Y5 (GW SDP via Pauli-sparse Gibbs states): tangential — Y5 attacks Max-Cut's SDP relaxation rather than QAOA-style direct optimisation. The contrast with FALQON's cost/time-step trade-off is a useful framing for the Y5 narrative.
Y6 (PBR on Heron2): no overlap.

Recommended action for Yuan

Cite in any future Y1 follow-up. This is the cleanest contemporary appearance of "transfer/warm-start beats native at fixed depth on 3-regular Max-Cut" outside of Y1's own warm-start story; the n^−1/2 Δt law and the heatmap evidence are useful supporting empirical context for Y1's positioning.
Read deeper before claiming distinct novelty.
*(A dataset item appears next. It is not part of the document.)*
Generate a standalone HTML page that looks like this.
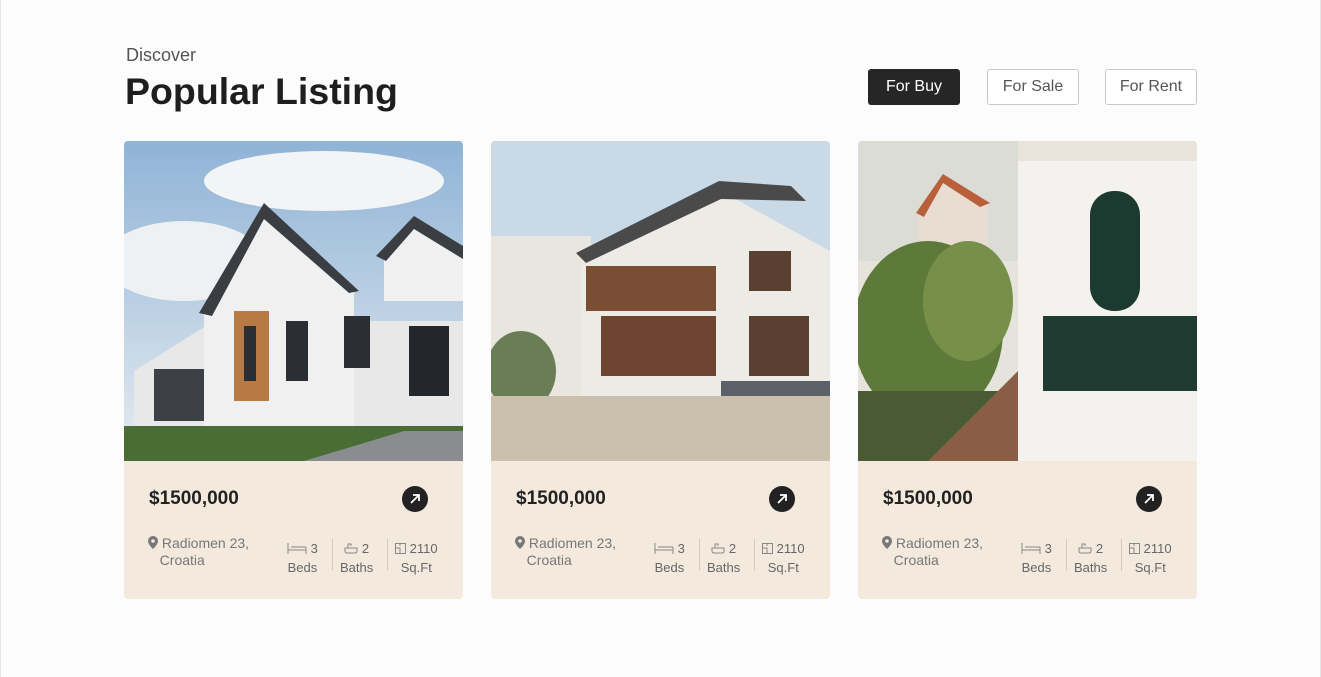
<!DOCTYPE html>
<html><head><meta charset="utf-8"><style>
*{margin:0;padding:0;box-sizing:border-box}
body{width:1321px;height:677px;background:#fcfcfc;font-family:"Liberation Sans",sans-serif;position:relative;overflow:hidden;border-left:1px solid #e4e4e4;border-right:1px solid #e4e4e4}
.abs{position:absolute}
.disc{left:125px;top:45px;font-size:18px;color:#555}
h1{position:absolute;left:124px;top:70px;font-size:37.5px;font-weight:bold;color:#1e1e1e}
.btn{position:absolute;top:69px;height:36px;width:92px;border:1px solid #c9c9c9;border-radius:3px;font-size:16px;color:#555;display:flex;align-items:center;justify-content:center;background:#fff}
.btn.on{background:#262626;color:#fff;border-color:#262626}
.card{position:absolute;top:141px;width:339px;height:458px;border-radius:4px;overflow:hidden;background:#f3eadd}
.card svg.img{position:absolute;left:0;top:0;width:339px;height:320px}
.price{position:absolute;left:25px;top:347px;font-size:19px;font-weight:bold;color:#222}
.arr{position:absolute;left:278px;top:345px;width:26px;height:26px;border-radius:50%;background:#222}
.loc{position:absolute;left:24px;top:394px;font-size:14px;color:#777;line-height:17px}
.loc svg{vertical-align:-1px}
.st{position:absolute;top:398px;font-size:13px;color:#666;text-align:center;line-height:19px}
.st svg{vertical-align:-1px}
.dv{position:absolute;top:398px;width:1px;height:32px;background:#d3cabd}
</style></head><body>
<div class="abs disc">Discover</div>
<h1>Popular Listing</h1>
<div class="btn on" style="left:867px">For Buy</div>
<div class="btn" style="left:986px">For Sale</div>
<div class="btn" style="left:1104px">For Rent</div>

<!-- card 1 -->
<div class="card" style="left:123px">
<svg class="img" viewBox="0 0 339 320">
<defs><linearGradient id="s1" x1="0" y1="0" x2="0" y2="1"><stop offset="0" stop-color="#8fb3d6"/><stop offset="1" stop-color="#e6ecf1"/></linearGradient></defs>
<rect width="339" height="320" fill="url(#s1)"/>
<ellipse cx="200" cy="40" rx="120" ry="30" fill="#f2f4f6"/><ellipse cx="60" cy="120" rx="80" ry="40" fill="#eef1f4"/>
<polygon points="10,230 90,180 340,180 340,290 10,290" fill="#e8e8e8"/>
<polygon points="80,170 140,68 230,150 230,290 80,290" fill="#f0f0f0"/>
<polygon points="75,172 140,62 235,150 225,152 140,78 88,175" fill="#3a3d42"/>
<polygon points="260,110 290,78 339,108 339,160 260,160" fill="#f0f0f0"/>
<polygon points="252,115 290,75 339,105 339,118 290,88 262,120" fill="#3a3d42"/>
<rect x="110" y="170" width="35" height="90" fill="#b87a45"/>
<rect x="120" y="185" width="12" height="55" fill="#2b2e33"/>
<rect x="162" y="180" width="22" height="60" fill="#2b2e33"/><rect x="220" y="175" width="26" height="52" fill="#2b2e33"/>
<rect x="285" y="185" width="40" height="70" fill="#23262a"/>
<rect x="30" y="228" width="50" height="52" fill="#3d4045"/>
<rect x="0" y="285" width="339" height="35" fill="#496d35"/>
<polygon points="180,320 280,290 339,290 339,320" fill="#8a8d90"/>
</svg>
<div class="price">$1500,000</div>
<div class="arr"><svg width="26" height="26"><path d="M9 17L17 9M11 9H17V15" stroke="#fff" stroke-width="1.8" fill="none"/></svg></div>
<div class="loc"><svg width="10" height="13" viewBox="0 0 10 13"><path d="M5 0a5 5 0 0 0-5 5c0 3.5 5 8 5 8s5-4.5 5-8a5 5 0 0 0-5-5z" fill="#777"/><circle cx="5" cy="5" r="1.8" fill="#f3eadd"/></svg> Radiomen 23,<br>&nbsp;&nbsp;&nbsp;Croatia</div>
<div class="st" style="left:163px"><svg width="20" height="12"><path d="M1 1V12M19 5V12M1 8H19M4 5H19" stroke="#888" fill="none"/></svg> 3<br>Beds</div><div class="dv" style="left:208px"></div>
<div class="st" style="left:216px"><svg width="14" height="12"><path d="M1 6H13V9Q13 11 11 11H3Q1 11 1 9ZM4 6V2H7V4" stroke="#888" fill="none"/></svg> 2<br>Baths</div><div class="dv" style="left:263px"></div>
<div class="st" style="left:271px"><svg width="11" height="11"><path d="M.5.5H10.5V10.5H.5ZM.5 5H5V10.5M5 .5V3" stroke="#888" fill="none"/></svg> 2110<br>Sq.Ft</div>
</div>

<!-- card 2 -->
<div class="card" style="left:490px">
<svg class="img" viewBox="0 0 339 320">
<rect width="339" height="320" fill="#c9d9e6"/>
<rect x="0" y="95" width="100" height="160" fill="#e9e6e0"/>
<polygon points="90,110 230,50 339,110 339,260 90,260" fill="#ecebe6"/>
<polygon points="85,112 228,40 300,45 315,60 230,58 95,122" fill="#4a4a4a"/>
<rect x="95" y="125" width="130" height="45" fill="#7a4e34"/><rect x="110" y="175" width="115" height="60" fill="#6d4530"/>
<rect x="258" y="110" width="42" height="40" fill="#5a4030"/><rect x="258" y="175" width="60" height="60" fill="#5a4030"/>
<rect x="230" y="240" width="109" height="25" fill="#5c6068"/>
<ellipse cx="30" cy="230" rx="35" ry="40" fill="#6a7e55"/>
<rect x="0" y="255" width="339" height="65" fill="#cbbfae"/>
</svg>
<div class="price">$1500,000</div>
<div class="arr"><svg width="26" height="26"><path d="M9 17L17 9M11 9H17V15" stroke="#fff" stroke-width="1.8" fill="none"/></svg></div>
<div class="loc"><svg width="10" height="13" viewBox="0 0 10 13"><path d="M5 0a5 5 0 0 0-5 5c0 3.5 5 8 5 8s5-4.5 5-8a5 5 0 0 0-5-5z" fill="#777"/><circle cx="5" cy="5" r="1.8" fill="#f3eadd"/></svg> Radiomen 23,<br>&nbsp;&nbsp;&nbsp;Croatia</div>
<div class="st" style="left:163px"><svg width="20" height="12"><path d="M1 1V12M19 5V12M1 8H19M4 5H19" stroke="#888" fill="none"/></svg> 3<br>Beds</div><div class="dv" style="left:208px"></div>
<div class="st" style="left:216px"><svg width="14" height="12"><path d="M1 6H13V9Q13 11 11 11H3Q1 11 1 9ZM4 6V2H7V4" stroke="#888" fill="none"/></svg> 2<br>Baths</div><div class="dv" style="left:263px"></div>
<div class="st" style="left:271px"><svg width="11" height="11"><path d="M.5.5H10.5V10.5H.5ZM.5 5H5V10.5M5 .5V3" stroke="#888" fill="none"/></svg> 2110<br>Sq.Ft</div>
</div>

<!-- card 3 -->
<div class="card" style="left:857px">
<svg class="img" viewBox="0 0 339 320">
<rect width="339" height="320" fill="#e6e2dc"/>
<rect x="0" y="0" width="160" height="120" fill="#dcdcd6"/>
<polygon points="60,70 85,35 130,60 130,140 60,140" fill="#e8ddd0"/>
<polygon points="58,72 85,33 132,62 122,66 85,42 66,76" fill="#b8603a"/>
<ellipse cx="70" cy="190" rx="75" ry="90" fill="#5d7a3a"/>
<ellipse cx="110" cy="160" rx="45" ry="60" fill="#76904a"/>
<rect x="0" y="250" width="160" height="70" fill="#4a5a34"/>
<polygon points="70,320 160,230 160,320" fill="#8a5e44"/>
<rect x="160" y="0" width="179" height="320" fill="#f4f2ee"/>
<rect x="232" y="50" width="50" height="120" rx="24" fill="#1d3a30"/>
<rect x="185" y="175" width="154" height="75" fill="#1f3b32"/>
<rect x="160" y="0" width="179" height="20" fill="#e8e4dc"/>
</svg>
<div class="price">$1500,000</div>
<div class="arr"><svg width="26" height="26"><path d="M9 17L17 9M11 9H17V15" stroke="#fff" stroke-width="1.8" fill="none"/></svg></div>
<div class="loc"><svg width="10" height="13" viewBox="0 0 10 13"><path d="M5 0a5 5 0 0 0-5 5c0 3.5 5 8 5 8s5-4.5 5-8a5 5 0 0 0-5-5z" fill="#777"/><circle cx="5" cy="5" r="1.8" fill="#f3eadd"/></svg> Radiomen 23,<br>&nbsp;&nbsp;&nbsp;Croatia</div>
<div class="st" style="left:163px"><svg width="20" height="12"><path d="M1 1V12M19 5V12M1 8H19M4 5H19" stroke="#888" fill="none"/></svg> 3<br>Beds</div><div class="dv" style="left:208px"></div>
<div class="st" style="left:216px"><svg width="14" height="12"><path d="M1 6H13V9Q13 11 11 11H3Q1 11 1 9ZM4 6V2H7V4" stroke="#888" fill="none"/></svg> 2<br>Baths</div><div class="dv" style="left:263px"></div>
<div class="st" style="left:271px"><svg width="11" height="11"><path d="M.5.5H10.5V10.5H.5ZM.5 5H5V10.5M5 .5V3" stroke="#888" fill="none"/></svg> 2110<br>Sq.Ft</div>
</div>
</body></html>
The authors are not aware of Y1 (no citation). If Y1's iterative warm-start mechanism subsumes parameter-transfer-from-small-instance as a special case, that is worth documenting. If they are genuinely distinct (Y1's measurement-based warm-start vs. their parameter-schedule transfer), a short comparison paragraph in the next Y1 revision would establish priority cleanly.
Consider an email to the corresponding author (Evandro Chagas Ribeiro da Rosa, UFSC / Eldorado) pointing to Y1. They appear to be unaware of the iterative warm-start literature; the connection would be welcome and may surface a useful collaboration on the "graph reduction" future-work item, which is exactly the question of how to choose a small representative instance for warm-starting.
Adapt the n^−1/2 Δt scaling as a benchmark. If Y1's iterative scheme implicitly chooses an effective Δt, plotting that against n would let Yuan pin down whether warm-starting buys exactly the "stay at the small-n Δt" headroom this paper isolates, or something stronger.